A database of orthography-semantics consistency (OSC) estimates for 15,017 English words.
Marco MarelliSimona AmentaPublished in: Behavior research methods (2019)
Orthography-semantics consistency (OSC) is a measure that quantifies the degree of semantic relatedness between a word and its orthographic relatives. OSC is computed as the frequency-weighted average semantic similarity between the meaning of a given word and the meanings of all the words containing that very same orthographic string, as captured by distributional semantic models. We present a resource including optimized estimates of OSC for 15,017 English words. In a series of analyses, we provide a progressive optimization of the OSC variable.
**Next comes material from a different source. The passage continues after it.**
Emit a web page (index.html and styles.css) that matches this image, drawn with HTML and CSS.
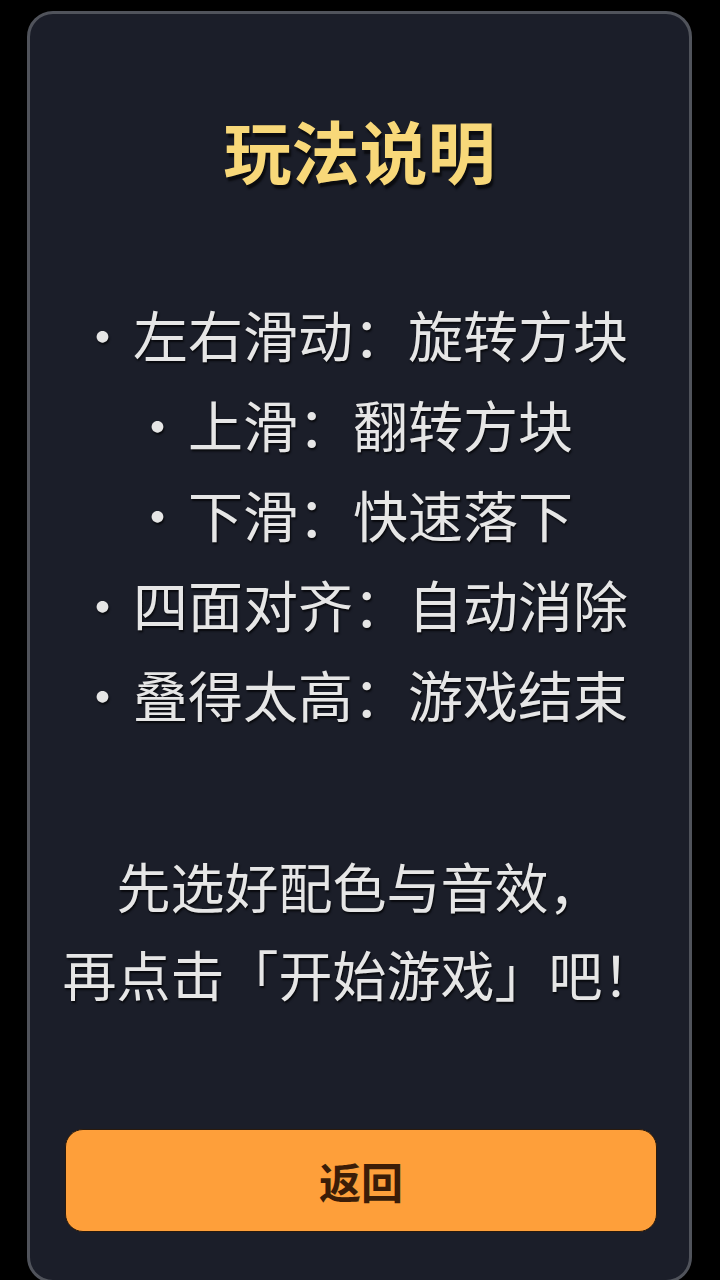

We show that computing OSC from word-embeddings models (in place of traditional count models), limiting preprocessing of the corpus used for inducing semantic vectors (in particular, avoiding part-of-speech tagging and lemmatization), and relying on a wider pool of orthographic relatives provide better performance for the measure in a lexical-processing task. We further show that OSC is an important and significant predictor of reaction times in visual word recognition and word naming, one that correlates only weakly with other psycholinguistic variables (e.g., family size, word frequency), indicating that it captures a novel source of variance in lexical access. Finally, some theoretical and methodological implications are discussed of adopting OSC as one of the predictors of reaction times in studies of visual word recognition.